Yes, it did for me. Now I have ZERO doubt that she is capable of First Degree Murder and had earned that needle.
 
she wasn't really crying..it's all an act...check her eyes...not even slightly red...she is such a liar...such a little actress.

I feel like Jose is trying to throw the trial this morning...refusing to go through the case with the prosecution.
 
There is no way! JB got his defense theory from bloggers! If the honest truth was Caylee drowning in the pool, I am sure ICA would of broke 3 years ago and actually told the truth! There is no way someone is going to sit in jail for 3 years and never talk to LE and now finally say it was an accident. Its all a lie! I think Caylee was killed with either suffocation (duct tape or pillow) or choloform overdose!
 
I voted, NO, the defense has not changed my mind about her guilt. I can't get past Casey's behavior, it's too telling, and she didn't report Caylee missing at all. :loser:
 
The only thing the defense has convinced me of is that there needs to be higher standards for defense attorneys!

:loser::loser::loser:
 
ICA was not crying, she was pretending, as usual. If only the jury could see her laughing, smiling and dramatically interactive with her DT, they would certainly see the "real" ICA, that we have all become accustomed to seeing. Someone has groomed her well in the theatrical department. It surely doesn't fly with me.

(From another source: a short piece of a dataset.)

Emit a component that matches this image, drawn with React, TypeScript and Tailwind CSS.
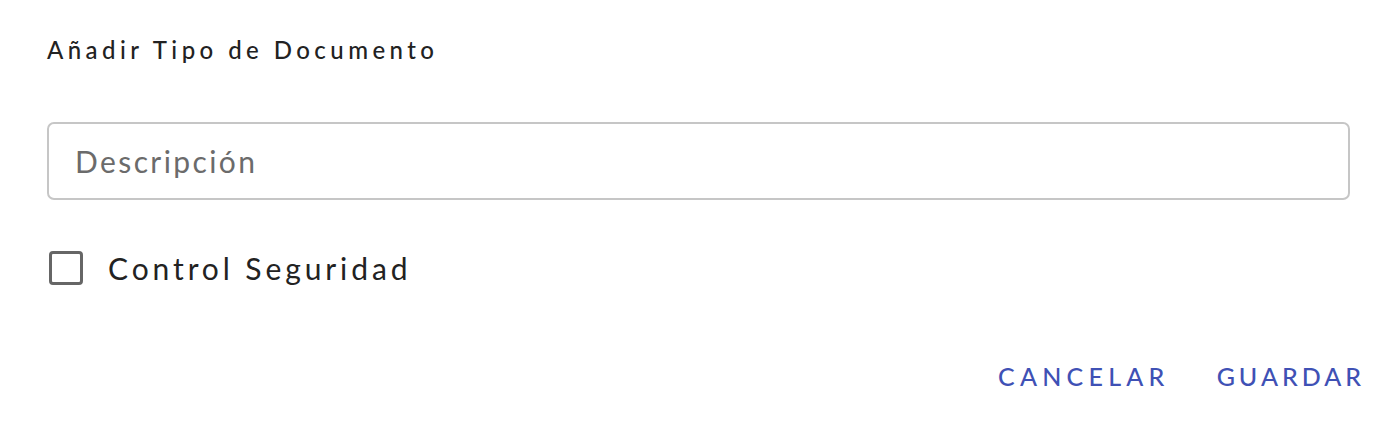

I haven't been impressed with this Defense in the three years I've been watching them. After opening statements yesterday.. I'm still waiting for the AHA moment from them. IMO, they made ICA look very guilty. Nothing in their opening statements made sense, it was obvious ICA cried at opportune times to her benefit, and the shaking of her head seemed orchestrated to me. Baez sure does come across as inexperienced and very arrogant. I would love to know what the jury thinks about the defense and the defendant.
 
IF Caylee truly died in that pool.. George and/or Cindy and maybe even Lee would have let that cat out of the bag. The stories the three have spun since day one never meshed nor made any sense whatsoever. They would have had everyone's sympathy if the Anthony's told the public Caylee had drowned.. but my gut tells me that's not quite how it happened. Still not buying their BS.
 
The defense has not changed my mind about Casey killing her child - I believe she did. However, watching her in court I feel nothing but pity for her. She is so young, and I don't believe she ever had a life that was not ruled by others. I believe if she could have given Caylee up for adoption, no matter when, Casey could have lived the life SHE wanted and Caylee would still be alive. I pity her and Caylee. I see them both as victims and it makes me very sad and reflective.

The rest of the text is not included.